Soviet general-turned-dissident keeps up fight for human rights
Madrid
Maj. Gen. Pyotr Grigorenko, the only dissident to have emerged from the ranks of Soviet general officers, continues to fight abroad for the release of political prisoners in the Soviet Union.
His latest effort, in concert with Vladimir Bukovsky, Alexander Ginzburg, and other exiles from the Soviet Union, is to set up an international association of all national committees monitoring the 35-nation Helsinki accord of 1975. The group is to launch the new association with a press conference in Madrid Nov. 23 or 24.
In an interview here jsut prior to the Nov. 11 opening of the second Helsinki review conference, General Grigorenko issued an eloquent plea for world support for Soviet prisoners of conscience and answered questions about his own development as a dissident. He urged the West to challenge the Soviet Union at the Madrid conference on all violations of human rights and to press for a resolution calling for the freeing of all imprisoned members of Helsinki watchdog committee as well as a general amnesty for all prisoners of conscience.
If the Soviet Union rejects such a resolution, Grigorenko says the West should declare the Helsinki act null and void and seek a new conference to write a treaty ending World War II and defining the postwar East-West boundary. The 1975 Helsinki accord, besides seeking to promote East-West cooperation, was largely a trade-off between the Soviet desire for Western recognition of the Soviet bloc's postwar borders and the West's desire to liberalize human contact and the flow of information across those borders.
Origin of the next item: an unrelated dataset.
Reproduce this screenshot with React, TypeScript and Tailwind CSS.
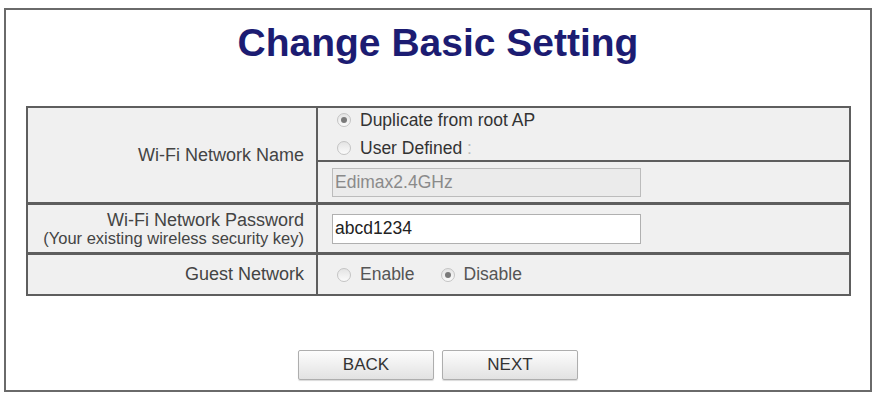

At present some 28 members of the Ukrainian Helsinki monitoring committee are in prison or labor camps in the Soviet Union, Grigorenko says; some seven others have been exiled abroad. Figures of the Society for Human Rights in Frankfurt, West Germany, show that 40 members of various Soviet Helsinki committees have been imprisoned, with 32 of them sentenced to a total of 153 years in labor camp and 75 years of internal exile.
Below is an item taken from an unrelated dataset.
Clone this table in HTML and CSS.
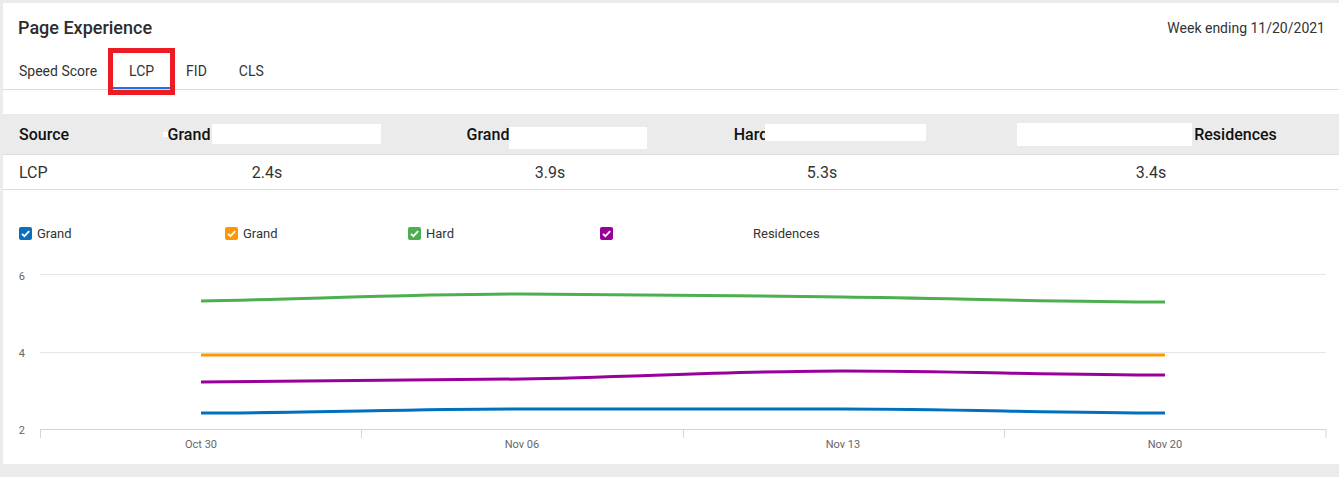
FILE: index.html
```html
<!DOCTYPE html>
<html lang="en">
<head>
<meta charset="utf-8">
<title>Page Experience</title>
<link rel="stylesheet" href="styles.css">
</head>
<body>
<div class="card">
  <div class="card-head">
    <h2 class="title">Page Experience</h2>
    <div class="week">Week ending 11/20/2021</div>
  </div>
  <nav class="tabs">
    <div class="tab">Speed Score</div>
    <div class="tab active">LCP<span class="highlight"></span></div>
    <div class="tab">FID</div>
    <div class="tab">CLS</div>
  </nav>

  <div class="table">
    <div class="trow thead">
      <div class="cell first">Source</div>
      <div class="cell c2"><span class="redact rdot"></span>Grand<span class="redact r1"></span></div>
      <div class="cell c3">Grand<span class="redact r2"></span></div>
      <div class="cell c4">Hard<span class="redact r3"></span></div>
      <div class="cell c5h"><span class="redact r4"></span>Residences</div>
    </div>
    <div class="trow tbody">
      <div class="cell first">LCP</div>
      <div class="cell">2.4s</div>
      <div class="cell">3.9s</div>
      <div class="cell">5.3s</div>
      <div class="cell c5">3.4s</div>
    </div>
  </div>

  <div class="legend">
    <div class="litem"><span class="cb blue"><svg viewBox="0 0 13 13"><path d="M3 6.8l2.4 2.4 4.8-5" /></svg></span>Grand</div>
    <div class="litem"><span class="cb orange"><svg viewBox="0 0 13 13"><path d="M3 6.8l2.4 2.4 4.8-5" /></svg></span>Grand</div>
    <div class="litem"><span class="cb green"><svg viewBox="0 0 13 13"><path d="M3 6.8l2.4 2.4 4.8-5" /></svg></span>Hard</div>
    <div class="litem"><span class="cb purple"><svg viewBox="0 0 13 13"><path d="M3 6.8l2.4 2.4 4.8-5" /></svg></span><span class="gap"></span>Residences</div>
  </div>

  <svg class="chart" viewBox="3 243 1336 221" width="1336" height="221">
    <g class="grid">
      <line x1="40" y1="274.5" x2="1326" y2="274.5"/>
      <line x1="40" y1="352.5" x2="1326" y2="352.5"/>
    </g>
    <g class="axis">
      <line x1="40" y1="429.5" x2="1326" y2="429.5"/>
      <line x1="40.5" y1="429" x2="40.5" y2="438"/>
      <line x1="361.5" y1="429" x2="361.5" y2="438"/>
      <line x1="683.5" y1="429" x2="683.5" y2="438"/>
      <line x1="1004.5" y1="429" x2="1004.5" y2="438"/>
      <line x1="1326" y1="429" x2="1326" y2="438"/>
    </g>
    <g class="ylab">
      <text x="25" y="280">6</text>
      <text x="25" y="357">4</text>
      <text x="25" y="434">2</text>
    </g>
    <g class="xlab">
      <text x="201" y="448">Oct 30</text>
      <text x="522" y="448">Nov 06</text>
      <text x="843" y="448">Nov 13</text>
      <text x="1165" y="448">Nov 20</text>
    </g>
    <g class="series">
      <path class="s-green" d="M201,301 C308,299 415,294 522,294 C629,294 736,295.7 843,297 C950,298.3 1058,302 1165,302"/>
      <path class="s-orange" d="M201,355 L1165,355"/>
      <path class="s-purple" d="M201,382 C308,382 415,380.8 522,379 C629,377.2 736,371 843,371 C950,371 1058,375 1165,375"/>
      <path class="s-blue" d="M201,413 C308,413 415,409 522,409 C629,409 736,409 843,409 C950,409 1058,413 1165,413"/>
    </g>
  </svg>
</div>
</body>
</html>
```

FILE: styles.css
```css
html, body {
  margin: 0;
  padding: 0;
}
body {
  background: #ebebeb;
  padding: 3px 0 0 3px;
  font-family: Roboto, "Liberation Sans", Arial, sans-serif;
  color: #333;
  height: 477px;
  box-sizing: border-box;
  overflow: hidden;
}
.card {
  background: #fff;
  height: 461px;
  overflow: hidden;
}
.card-head {
  display: flex;
  justify-content: space-between;
  align-items: center;
  height: 50px;
  padding: 0 14px 0 15px;
  box-sizing: border-box;
}
.title {
  margin: 0;
  font-size: 18px;
  font-weight: 500;
  color: #2d2d2d;
  line-height: 20px;
}
.week {
  font-size: 14px;
  color: #333;
}
.tabs {
  display: flex;
  height: 37px;
  border-bottom: 1px solid #dcdcdc;
  box-sizing: border-box;
}
.tab {
  position: relative;
  padding: 2px 16px 0;
  font-size: 14px;
  line-height: 32px;
  color: #333;
  border-bottom: 2px solid transparent;
}
.tab.active {
  border-bottom-color: #1a73e8;
}
.highlight {
  position: absolute;
  left: -5px;
  right: -5px;
  top: -5px;
  bottom: -8px;
  border: 5px solid #ed1c24;
}
.table {
  margin-top: 24px;
}
.trow {
  display: grid;
  grid-template-columns: 130px 268px 298px 246px 1fr;
  align-items: center;
  border-bottom: 1px solid #dcdcdc;
}
.thead {
  height: 41px;
  background: #ebebeb;
  font-size: 16px;
  font-weight: 500;
  color: #111;
  box-sizing: border-box;
}
.tbody {
  height: 35px;
  font-size: 16px;
  color: #333;
  box-sizing: border-box;
}
.cell {
  display: flex;
  align-items: center;
  justify-content: center;
}
.cell.first {
  justify-content: flex-start;
  padding-left: 16px;
}
.cell.c2 { padding-left: 10px; }
.cell.c3 { padding-left: 14px; }
.cell.c4 { padding-left: 16px; }
.cell.c5 { padding-left: 18px; }
.cell.c5h { padding-left: 10px; }
.redact {
  display: inline-block;
  background: #fff;
}
.rdot {
  width: 5px;
  height: 5px;
  align-self: flex-start;
  margin-top: 8px;
}
.r1 { width: 169px; height: 20px; margin-left: 2px; }
.r2 { width: 138px; height: 22px; margin-top: 8px; }
.r3 { width: 161px; height: 17px; margin-left: -3px; margin-top: -3px; }
.r4 { width: 175px; height: 23px; margin-right: 2px; }
.legend {
  display: grid;
  grid-template-columns: 206px 183px 192px auto;
  padding-left: 16px;
  margin-top: 33px;
  height: 20px;
  align-items: center;
  font-size: 13px;
  color: #333;
}
.litem {
  display: flex;
  align-items: center;
}
.cb {
  display: inline-block;
  width: 13px;
  height: 13px;
  border-radius: 2px;
  margin-right: 5px;
}
.cb svg {
  display: block;
  width: 13px;
  height: 13px;
  fill: none;
  stroke: #fff;
  stroke-width: 1.8;
}
.cb.blue { background: #0b6fbf; }
.cb.orange { background: #ff9800; }
.cb.green { background: #4caf50; }
.cb.purple { background: #990099; }
.gap {
  display: inline-block;
  width: 135px;
}
.chart {
  display: block;
}
.grid line {
  stroke: #e6e6e6;
  stroke-width: 1;
}
.axis line {
  stroke: #ccd6eb;
  stroke-width: 1;
}
.ylab text {
  font-size: 11px;
  fill: #666;
  text-anchor: end;
  font-family: Roboto, "Liberation Sans", sans-serif;
}
.xlab text {
  font-size: 11px;
  fill: #666;
  text-anchor: middle;
  font-family: Roboto, "Liberation Sans", sans-serif;
}
.series path {
  fill: none;
  stroke-width: 3;
}
.s-green { stroke: #4caf50; }
.s-orange { stroke: #ff9800; }
.s-purple { stroke: #990099; }
.s-blue { stroke: #0070c0; }
```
Despite the crackdown on Soviet dissidents that began in the run up to last summer's Moscow Olympics and continues unabated, Grigorenko thinks the dissenters still inside the Soviet Union will keep up the struggle. "All of them have the feeling of living on borrowed time, under the constant threat of arrest," he noted.
But they are as "used to it as a fish is to water." He, too, lived this way before he left the Soviet Union for medical treatment in 1977; while abroad, he was stripped of his Soviet citizenship.
In describing his own evolution of thought, Grigorenko goes back to the shock of Germany's World War II attack on the Soviet Union.
Grigorenko publicly criticized the previous Soviet policy of the pact with Hitler. This challenge to the infallibility of Stalin's leadership, Grigorenko says, blocked him from the same rapid promotion to general as some of his fellow officers. At war's end he was only a colonel, though he had been awarded the Orders of Lenin, Red Star, Great Patriotic War First Degree, and Red Banner (twice) for his heroism in battle. Grigorenko finally became a general officer in 1959.
He moved toward dissidence, as he reconstructs it, in 1961, when he made a speech criticizing the "cult of personality" growing around the post-Stalin leader, Nikita Khrushchev. Subsequently, he organized a discussion group of 13 young officers and students aimed at recreating a more democratic "Leninist style" within the Communist Party.
For this breach he was sent to a Far East command in 1963, then expelled from the Communist Party, and incarcerated in a psychiatric clinic. In the psychiatric prison he abandoned any hope of a Leninist renaissance within the party and turned against the party and the communist system altogether.
After extensive protest about his case in the West, Grigorenko was released from the insane asylum and took an active role in supporting human-rights movements in the Soviet Union.